A distanza di quattro anni ci risiamo. Dopo aver mancato il podio nei 200 stile libero la Pellegrini già aveva dato un assaggio del proprio stato d’animo dicendo che avrebbe voluto prendere a cazzotti chi ipotizzava un suo cedimento mentale. Non proprio decoubertiano, ma facciamolo passare: sfogo a caldo, capita, anche se nel suo caso spesso. Il capolavoro, però, è avvenuto via Twitter dopo che è stata annunciata la sua rinuncia ai 100 stile libero. Una rinuncia, si badi bene, sacrosanta: le sue chance nella gara più corta erano poche e ha preferito focalizzarsi sulla staffetta per dare il suo contributo alla squadra.
Alle Olimpiadi, però, fioccano gli esperti improvvisati e un suo follower ha scritto “Dovresti dare il buon esempio e non ritirarti nei 100 stile libero“. Una frase insensata, di quelle che leggendola chiunque penserebbe “Ma cosa sta dicendo?”. Bastava ignorarla e basta. La Pellegrini, invece, gli ha dato del coglione passando dalla parte del torto, visto che l’utente in questione non l’aveva insultata.

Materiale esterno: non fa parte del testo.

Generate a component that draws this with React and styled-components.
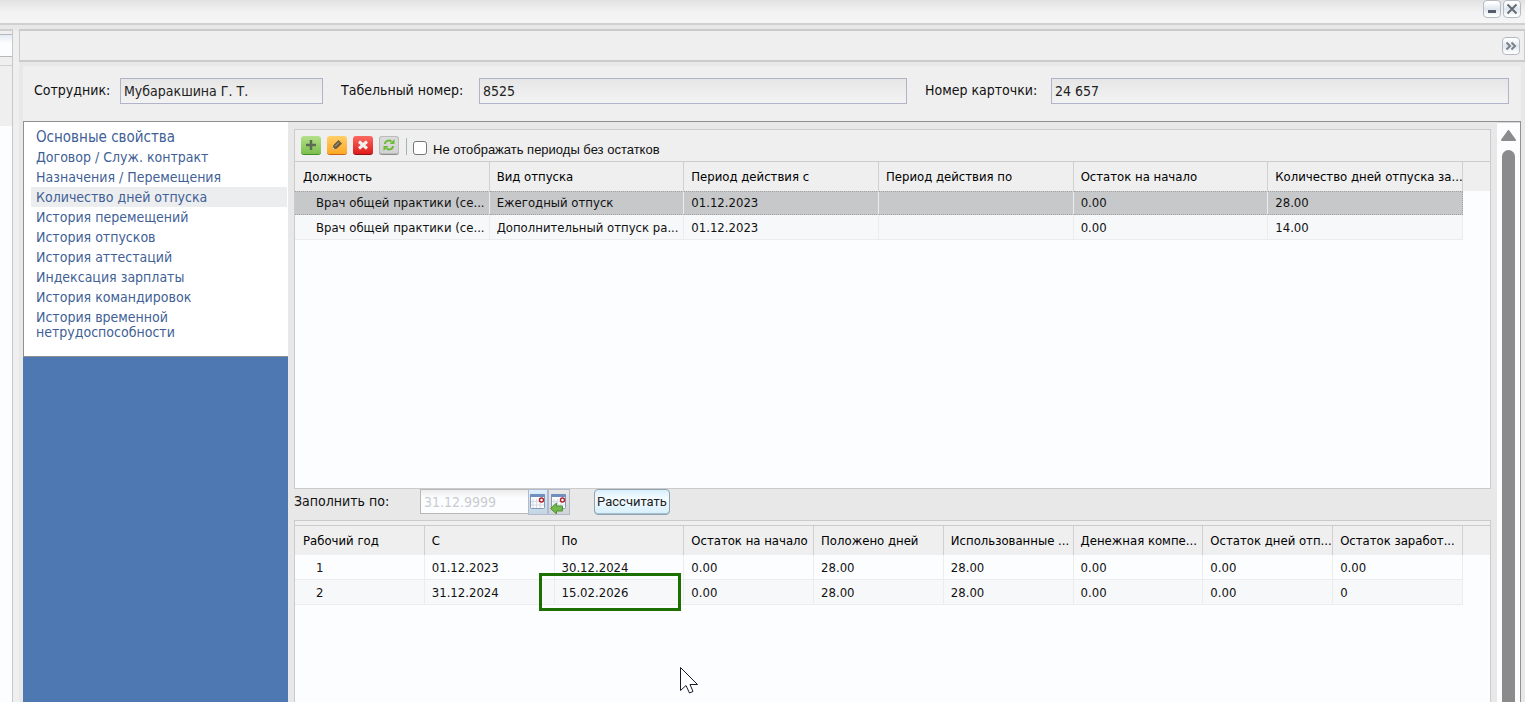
import React from "react";
import styled, { createGlobalStyle, css } from "styled-components";

const Global = createGlobalStyle`
  *, *::before, *::after { box-sizing: border-box; }
  body { margin: 0; background: #e8e8e8; color: #111; font: 13px/20px Tahoma, "DejaVu Sans Condensed", "Noto Sans", sans-serif; }
`;

const wide = css`font-family: Tahoma, "DejaVu Sans Condensed", "Noto Sans", sans-serif;`;

const Page = styled.div`
  position: relative;
  display: flex;
  flex-direction: column;
  min-height: 100vh;
  overflow: hidden;
`;

const TitleBar = styled.header`
  display: flex;
  justify-content: flex-end;
  gap: 2px;
  height: 25px;
  padding: 0 4px 0 0;
  border-bottom: 2px solid #d0d0d0;
  background: linear-gradient(#e2e2e2, #f2f2f2 50%, #f5f5f5);
`;

const ToolButton = styled.button`
  display: flex;
  width: 18px;
  height: 18px;
  padding: 0;
  border: 1px solid #b3bac1;
  border-radius: 4px;
  background: linear-gradient(#fff 10%, #dfe7ef 50%, #fff 95%);
`;

const Workspace = styled.div`
  display: flex;
  flex: 1;
  padding-top: 4px;
`;

const SideStrip = styled.aside`
  display: flex;
  flex-direction: column;
  width: 13px;
  border-top: 2px solid #cfcfcf;
  border-right: 1px solid #c8c8c8;
  background: #efefef;
`;

const StripField = styled.div`
  height: 23px;
  margin-top: 3px;
  border: solid #b8b8b8;
  border-width: 1px 0;
  background: linear-gradient(#e4ecf4, #fcfdff 40%);
`;

const StripHead = styled.div`
  height: 61px;
  margin-top: 8px;
  border-top: 1px solid #d0d0d0;
`;

const StripBody = styled.div`
  flex: 1;
  background: #fcfdff;
`;

const Splitter = styled.div`
  width: 6px;
  border-top: 2px solid #e8e8e8;
  background: #efefef;
`;

const Card = styled.section`
  display: flex;
  flex: 1;
  flex-direction: column;
  min-width: 0;
`;

const CardHead = styled.div`
  display: flex;
  align-items: center;
  justify-content: flex-end;
  height: 33px;
  padding-right: 4px;
  border: 1px solid #cbcbcb;
  border-width: 2px 1px 2px 1px;
  background: #efefef;
`;

const CardBody = styled.div`
  display: flex;
  flex: 1;
  flex-direction: column;
  margin: 4px 4px 0;
  background: #efefef;
`;

const Form = styled.form`
  display: flex;
  gap: 18px;
  padding: 12px 12px 17px 11px;
`;

const Field = styled.div`
  display: flex;
  flex: ${(p) => p.$flex};
  min-width: 0;
`;

const Label = styled.label`
  ${wide}
  flex: 0 0 ${(p) => p.$width}px;
  font-size: 14px;
  line-height: 24px;
  white-space: nowrap;
`;

const TextBox = styled.input`
  ${wide}
  flex: 1;
  min-width: 0;
  height: 26px;
  padding: 0 3px;
  border: 1px solid #b1b3c8;
  border-radius: 0;
  outline: none;
  background: linear-gradient(#e6e6e6, #f3f3f3);
  color: #222;
  font-size: 14px;
`;

const Content = styled.div`
  display: flex;
  flex: 1;
  border: 1px solid #909090;
  border-bottom: 0;
  background: #e8e8e8;
`;

const Sidebar = styled.nav`
  display: flex;
  flex: 0 0 264px;
  flex-direction: column;
`;

const NavList = styled.div`
  display: flex;
  flex-direction: column;
  height: 235px;
  padding: 5px 0 0 7px;
  border-bottom: 1px solid #8f8f8f;
  background: #fff;
`;

const NavLink = styled.a`
  ${wide}
  margin-right: 1px;
  padding: 0 5px;
  background: ${(p) => (p.$active ? "#ecedef" : "transparent")};
  color: #3f5f96;
  font-size: ${(p) => (p.$main ? 15 : 14)}px;
  line-height: 20px;
  text-decoration: none;
`;

const NavWrapLink = styled(NavLink)`
  padding: 3px 110px 0 5px;
  line-height: 15px;
`;

const Blue = styled.div`
  flex: 1;
  margin: 0 0 0 -1px;
  background: #4e78b2;
`;

const Main = styled.main`
  display: flex;
  flex: 1;
  flex-direction: column;
  min-width: 0;
  padding: 7px 6px 0;
`;

const Grid = styled.section`
  display: flex;
  flex-direction: column;
  flex: ${(p) => p.$flex};
  border: 1px solid #cbcbcb;
  border-bottom-width: ${(p) => (p.$open ? 0 : 1)}px;
  background: #fcfdff;
`;

const Toolbar = styled.div`
  display: flex;
  align-items: flex-start;
  gap: 6px;
  height: 32px;
  padding: 6px;
  border-bottom: 1px solid #cbcbcb;
  background: #efefef;
`;

const SlimBar = styled.div`
  height: 5px;
  border-bottom: 1px solid #cbcbcb;
  background: #efefef;
`;

const tones = {
  green: ["#b4e08a", "#7cc04c", "#3f8f2b"],
  orange: ["#ffcf6a", "#ffa822", "#c8641a"],
  red: ["#fb6a62", "#df1a1a", "#8f1212"],
  gray: ["#dcdcdc", "#d3d3d3", "#8e8e8e"],
};

const IconButton = styled.button`
  display: flex;
  align-items: center;
  justify-content: center;
  width: 20px;
  height: 19px;
  padding: 0;
  border: 0;
  border-bottom: 1px solid ${(p) => tones[p.$tone][2]};
  border-radius: 3px;
  background: linear-gradient(${(p) => tones[p.$tone][0]}, ${(p) => tones[p.$tone][1]});
  box-shadow: ${(p) => (p.$tone === "gray" ? "inset 0 0 0 1px #bcbcbc" : "none")};
`;

const Divider = styled.span`
  width: 1px;
  height: 17px;
  margin: 2px 0 0 1px;
  background: #a3b5ad;
`;

const Check = styled.label`
  display: flex;
  gap: 6px;
  padding-top: 4px;
  font: 13px/20px "Liberation Sans", sans-serif;
`;

const CheckInput = styled.input`
  width: 14px;
  height: 14px;
  margin: 1px 0 0;
  appearance: none;
  border: 1px solid #767676;
  border-radius: 3px;
  background: #fff;
`;

const TableHolder = styled.div`
  padding-right: 27px;
  background: linear-gradient(#efefef 29px, transparent 29px);
`;

const Table = styled.table`
  width: 100%;
  border-collapse: separate;
  border-spacing: 0;
  table-layout: fixed;
`;

const cell = css`
  height: 25px;
  padding: 0 0 0 7px;
  font-weight: 400;
  line-height: 20px;
  text-align: left;
  white-space: nowrap;
  &:first-child { padding-left: 8px; }
`;

const Th = styled.th`
  ${cell}
  height: 29px;
  border-right: 1px solid #d0d0d0;
  color: #000;
`;

const Td = styled.td`
  ${cell}
  padding-top: 2px;
  border-right: 1px solid #ececec;
  border-bottom: 1px solid #ececec;
  &:first-child { padding-left: 21px; }
`;

const Tr = styled.tr`
  background: ${(p) => (p.$selected ? "#c7c8ca" : p.$alt ? "#f7f8fa" : "#fcfdff")};
  ${(p) => p.$selected && css`
    & > td { height: 24px; padding-top: 0; padding-bottom: 1px; border-top: 1px dotted #a0a0a0; border-bottom: 1px dotted #a0a0a0; }
    & > td:last-child { border-right: 1px dotted #a0a0a0; }
  `}
`;

const MarkedTd = styled(Td)`
  position: relative;
  &::after {
    content: "";
    position: absolute;
    inset: -7px 2px -7px -16px;
    border: 3px solid #1c7000;
  }
`;

const FillRow = styled.form`
  display: flex;
  align-items: flex-start;
  height: 31px;
`;

const DateBox = styled(TextBox)`
  flex: 0 0 108px;
  height: 25px;
  border-color: #b8b8b8;
  border-right: 0;
  background: linear-gradient(#ebebeb, #fcfdff 35%);
  color: #c9cbd0;
`;

const DateButton = styled.button`
  display: flex;
  align-items: center;
  justify-content: center;
  width: ${(p) => (p.$lit ? 20 : 22)}px;
  height: 26px;
  padding: 0;
  border: 1px solid #b4b8cc;
  background: ${(p) => (p.$lit ? "linear-gradient(#dceffa, #c2d5e2)" : "linear-gradient(#e8e8e8, #d2d3d6)")};
`;

const PushButton = styled.button`
  min-width: 76px;
  height: 26px;
  margin-left: 24px;
  padding: 0 2px;
  border: 1px solid #8fa3b0;
  border-radius: 4px;
  background: linear-gradient(#d8effb, #f4fcff 35%, #d6effb);
  box-shadow: inset 0 -1px 0 #a9bfcc;
  color: #222;
  font: 13px/22px Roboto, sans-serif;
`;

const Scrollbar = styled.div`
  display: flex;
  flex: 0 0 23px;
  flex-direction: column;
  align-items: center;
  gap: 9px;
  padding-top: 7px;
  border-top: 1px solid #d8d8d8;
  background: #fdfdff;
`;

const Thumb = styled.div`
  flex: 1;
  width: 13px;
  border-radius: 7px 7px 0 0;
  background: #8b8b8b;
`;

const Pointer = styled.svg`
  position: absolute;
  top: 666px;
  left: 679px;
  pointer-events: none;
`;

function Calendar({ back }) {
  return (
    <svg width="18" height="24" viewBox="0 0 18 24" aria-hidden="true">
      <rect x="1.5" y="4.5" width="14" height="14" rx="1" fill="#fbfbfd" stroke="#7f97b8" />
      <rect x="1" y="4" width="15" height="3" rx="1" fill="#6f8fbe" />
      <path d="M4 9v9M7.500 9v9M11 9v9M2 11.500h13M2 15h13" stroke="#d5dae4" fill="none" />
      <circle cx="12.500" cy="10" r="2" fill="#fff" stroke="#b31f2a" strokeWidth="1.400" />
      {back && <path d="M0.500 18.500l6-5.500v3h6v5h-6v3z" fill="#74b84c" stroke="#4b9530" />}
    </svg>
  );
}

const links = [
  "Договор / Служ. контракт",
  "Назначения / Перемещения",
  "Количество дней отпуска",
  "История перемещений",
  "История отпусков",
  "История аттестаций",
  "Индексация зарплаты",
  "История командировок",
];

const periodHead = ["Должность", "Вид отпуска", "Период действия с", "Период действия по", "Остаток на начало", "Количество дней отпуска за..."];
const periodRows = [
  ["Врач общей практики (се...", "Ежегодный отпуск", "01.12.2023", "", "0.00", "28.00"],
  ["Врач общей практики (се...", "Дополнительный отпуск ра...", "01.12.2023", "", "0.00", "14.00"],
];
const yearHead = ["Рабочий год", "С", "По", "Остаток на начало", "Положено дней", "Использованные ...", "Денежная компе...", "Остаток дней отп...", "Остаток заработ..."];
const yearRows = [
  ["1", "01.12.2023", "30.12.2024", "0.00", "28.00", "28.00", "0.00", "0.00", "0.00"],
  ["2", "31.12.2024", "15.02.2026", "0.00", "28.00", "28.00", "0.00", "0.00", "0"],
];

function DataTable({ head, rows, selected, marked }) {
  return (
    <TableHolder>
      <Table>
        <thead>
          <tr>{head.map((h) => <Th key={h} scope="col">{h}</Th>)}</tr>
        </thead>
        <tbody>
          {rows.map((row, r) => (
            <Tr key={r} $selected={selected === r} $alt={r % 2 === 1}>
              {row.map((value, c) => {
                const Cell = marked && marked[0] === r && marked[1] === c ? MarkedTd : Td;
                return <Cell key={c}>{value}</Cell>;
              })}
            </Tr>
          ))}
        </tbody>
      </Table>
    </TableHolder>
  );
}

export default function App() {
  return (
    <Page>
      <Global />
      <TitleBar>
        <ToolButton type="button" aria-label="Свернуть">
          <svg width="16" height="16" viewBox="0 0 16 16"><path d="M4 10.500h8" stroke="#555e68" strokeWidth="3" /></svg>
        </ToolButton>
        <ToolButton type="button" aria-label="Закрыть">
          <svg width="16" height="16" viewBox="0 0 16 16"><path d="M3.500 3.500l9 9M12.500 3.500l-9 9" stroke="#666c74" strokeWidth="2" /></svg>
        </ToolButton>
      </TitleBar>
      <Workspace>
        <SideStrip>
          <StripField />
          <StripHead />
          <StripBody />
        </SideStrip>
        <Splitter />
        <Card>
          <CardHead>
            <ToolButton type="button" aria-label="Развернуть">
              <svg width="16" height="16" viewBox="0 0 16 16"><path d="M3.500 4.500L7 8l-3.500 3.500M8.500 4.500L12 8l-3.500 3.500" stroke="#7b8188" strokeWidth="2" fill="none" /></svg>
            </ToolButton>
          </CardHead>
          <CardBody>
            <Form>
              <Field $flex="0 0 289px">
                <Label htmlFor="person" $width={86}>Сотрудник:</Label>
                <TextBox id="person" readOnly value="Мубаракшина Г. Т." />
              </Field>
              <Field $flex="566 1 0">
                <Label htmlFor="tab" $width={138}>Табельный номер:</Label>
                <TextBox id="tab" readOnly value="8525" />
              </Field>
              <Field $flex="584 1 0">
                <Label htmlFor="cardno" $width={126}>Номер карточки:</Label>
                <TextBox id="cardno" readOnly value="24 657" />
              </Field>
            </Form>
            <Content>
              <Sidebar>
                <NavList>
                  <NavLink href="#main" $main>Основные свойства</NavLink>
                  {links.map((text, i) => (
                    <NavLink key={text} href={`#s${i}`} $active={i === 2}>{text}</NavLink>
                  ))}
                  <NavWrapLink href="#sick">История временной нетрудоспособности</NavWrapLink>
                </NavList>
                <Blue />
              </Sidebar>
              <Main>
                <Grid $flex="0 0 360px">
                  <Toolbar>
                    <IconButton type="button" $tone="green" aria-label="Добавить">
                      <svg width="14" height="14" viewBox="0 0 14 14"><path d="M7 2v10M2 7h10" stroke="#5c6b54" strokeWidth="2.500" /></svg>
                    </IconButton>
                    <IconButton type="button" $tone="orange" aria-label="Изменить">
                      <svg width="14" height="14" viewBox="0 0 14 14"><path d="M2.500 11.500l1-4.500 5-5 3.500 3.500-5 5z" fill="#6a5a44" /><path d="M5 8.500l4-4" stroke="#c9b48c" /><path d="M2.500 11.500l.5-2 1.500 1.500z" fill="#fff" /></svg>
                    </IconButton>
                    <IconButton type="button" $tone="red" aria-label="Удалить">
                      <svg width="14" height="14" viewBox="0 0 14 14"><path d="M3 3.500l8 7M11 3.500l-8 7" stroke="#f3f0f0" strokeWidth="3" /></svg>
                    </IconButton>
                    <IconButton type="button" $tone="gray" aria-label="Обновить">
                      <svg width="14" height="14" viewBox="0 0 14 14"><path d="M3 6C3 3 7 1.500 9.500 3.500M11 8C11 11 7 12.500 4.500 10.500" stroke="#6cba36" strokeWidth="2" fill="none" /><path d="M12.500 1V6H7.500zM1.500 13V8h5z" fill="#6cba36" /></svg>
                    </IconButton>
                    <Divider />
                    <Check>
                      <CheckInput type="checkbox" />
                      Не отображать периоды без остатков
                    </Check>
                  </Toolbar>
                  <DataTable head={periodHead} rows={periodRows} selected={0} />
                </Grid>
                <FillRow>
                  <Label htmlFor="until" $width={126}>Заполнить по:</Label>
                  <DateBox id="until" readOnly value="31.12.9999" />
                  <DateButton type="button" $lit aria-label="Выбрать дату"><Calendar /></DateButton>
                  <DateButton type="button" aria-label="Вернуть дату"><Calendar back /></DateButton>
                  <PushButton type="button">Рассчитать</PushButton>
                </FillRow>
                <Grid $flex="1" $open>
                  <SlimBar />
                  <DataTable head={yearHead} rows={yearRows} marked={[1, 2]} />
                </Grid>
              </Main>
              <Scrollbar>
                <svg width="15" height="11" viewBox="0 0 15 11" aria-hidden="true"><path d="M7.500 1L14 10H1z" fill="#8b8b8b" stroke="#8b8b8b" strokeWidth="2" strokeLinejoin="round" /></svg>
                <Thumb />
              </Scrollbar>
            </Content>
          </CardBody>
        </Card>
      </Workspace>
      <Pointer width="20" height="29" viewBox="0 0 20 29" aria-hidden="true">
        <path d="M1.500 1.500V24.500L7 19.500L10.500 27L14 25.500L11 18.500H18.500Z" fill="#fff" stroke="#1a1a2a" />
      </Pointer>
    </Page>
  );
}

Posso capire il suo stato d’animo e la pressione: ti alleni, ti spacchi la schiena, ce la metti tutta per raggiungere un altro risultato quando non hai più niente da dimostrare e come risultato ti trovi gente che ti critica. Lo capisco, ma capisco anche che la stessa realtà la vivono migliaia e migliaia di big dello sport che, inevitabilmente, sui social media si trovano a misurarsi coi fan, mentre una volta certe critiche restavano confinate alle chiacchiere nei bar e non arrivavano alle orecchie dei destinatari.
Proprio non ce la faccio a capire o giustificare certe reazioni. Non ce la faccio perché la Pellegrini sulla comunicazione ha costruito un personaggio monetizzabile al di là dello sport e, se entri in quella logica, dovresti essere consapevole dei pro e dei contro. Avere mezzo milione di fan su Twitter ha un suo ritorno: se fai pubblicità a una nota marca di automobili e la re-twitti sul tuo canale, il tuo sponsor sa che avrà un’esposizione enorme e diretta e quella esposizione si traduce in soldi. Questo è il lato positivo. Il lato negativo è che ti troverai di fronte a tante critiche, spesso a sproposito, per ogni piccola cosa, così come avrai un esercito di fan pronti a difenderti a prescindere.
Gli atleti di alto livello questa cosa la sanno e magari lasciano che a vedersela con i detrattori sia un addetto stampa. La Pellegrini, invece, quando è incazzata si siede al computer e pigia i tasti, oppure vomita bile nel primo microfono che incontra, come se le vittorie e i record fossero un passepartout per dire e fare quello che ti pare.
La sensazione è che la brava Federica voglia da un lato prendere tutti i pro dell’essere “la Divina”, una campionessa acclamata, celebrata, coccolata e mediaticamente sovraesposta, ma che dall’altro rifiuti qualunque aspetto negativo. Specie quando perde, un po’ come la Williams che minaccia i giudici di linea o manda a quel paese i giornalisti in conferenza stampa.
In inglese le persone così le chiamano “sore losers”. Cattivi perdenti.
Quanta distanza e quanta differenza dal vero stile, quello dell’atleta che anche nei peggiori momenti ci mette la faccia e mantiene il controllo. Qualcuno dirà che sono ipocriti. Io li chiamo professionisti.
Perché se la classe non è acqua, la classe può fare acqua.